Quinoa Salad with Orange Balsamic Dressing
Gluten free │ Dairy free │ Vegetarian Alternative Provided │ FODMAP Friendly Alternative Provided
Serves: 4 | Total Time: 30 minutes
- 1 cup quinoa
- 2-3 free-range chicken breasts, cut into pieces*
- Coconut oil, for cooking
- ¼ red onion, thinly diced^
- 2 stalks celery, cut into pieces
- ½-1 red capsicum, thinly sliced
- 1 handful organic sultanas
- 2 handfuls baby spinach leaves
- 1 orange, peeled and cut into small chunks
- 1 handful fresh basil leaves, chopped
- 1 teaspoon each paprika, cinnamon, turmeric, all spice
- 1 handful walnuts
- 1 raw cob sweet corn, kernels only
- 100g feta cheese, cut into cubes
- ½ punnet cherry tomatoes, cut into halves
- 1 orange zest, finely grated
- 1 orange, juice
- 2 Tablespoons balsamic vinegar (ie. Spiral Organic)
- ½ teaspoon cumin
- 4 Tablespoons extra virgin olive oil
* Vegetarian Alternative: swap chicken for 100g feta cheese
^ FODMAP Friendly Alternative: swap red onion to cherry tomatoes
- Place sultanas in small bowl and cover with cold water.
- Boil hot water. Place quinoa in rice cooker. Cover with boiled water so water covers 1cm above the quinoa. Leave to cook.
- Meanwhile, heat coconut oil in frying pan over medium heat. Cook chicken pieces until lightly browned. Put to one side.
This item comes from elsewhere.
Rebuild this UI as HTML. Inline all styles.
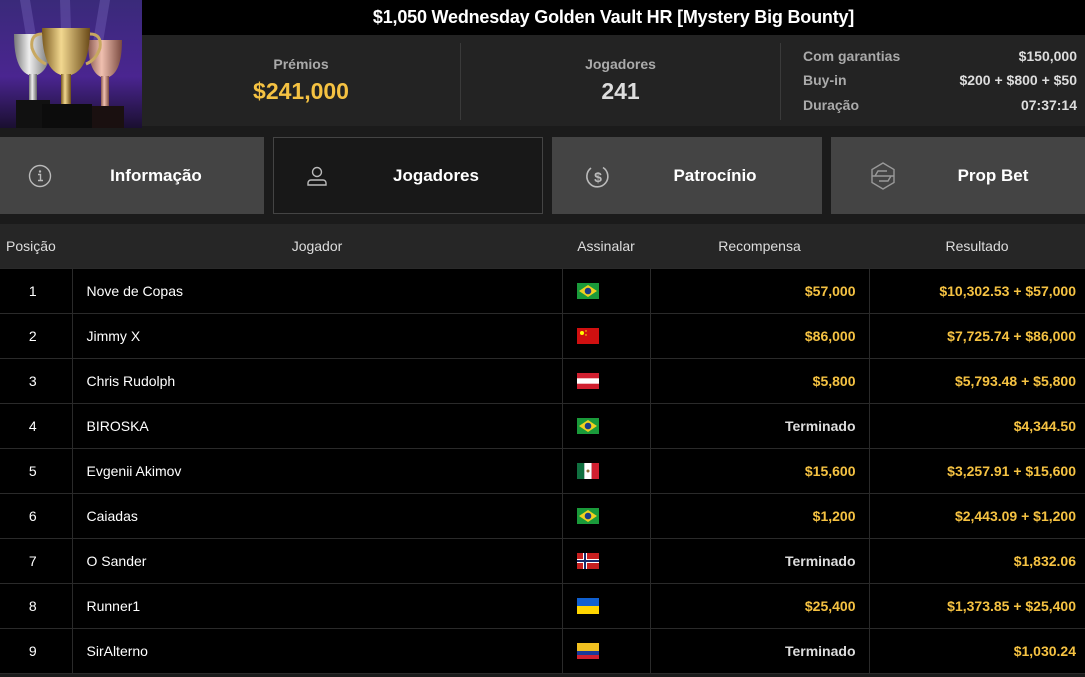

- Chop red onion, celery, capsicum and orange, and loosely chop basil leaves. Drain sultanas (they should look ‘swollen’). Place all these ingredients and the baby spinach leaves into a bowl and put to the side.
- Once quinoa is cooked, stir through paprika, cinnamon, turmeric and all spice. Leave to sit.
- Grate orange zest and then juice the orange.
- Add the zest and juice, balsamic vinegar, cumin and olive oil into a blender. Mix at high speed for 10 seconds.
- Spoon spiced quinoa over salad mix and pour dressing over. Mix until all combined.
- Enjoy this delightful combination of flavours!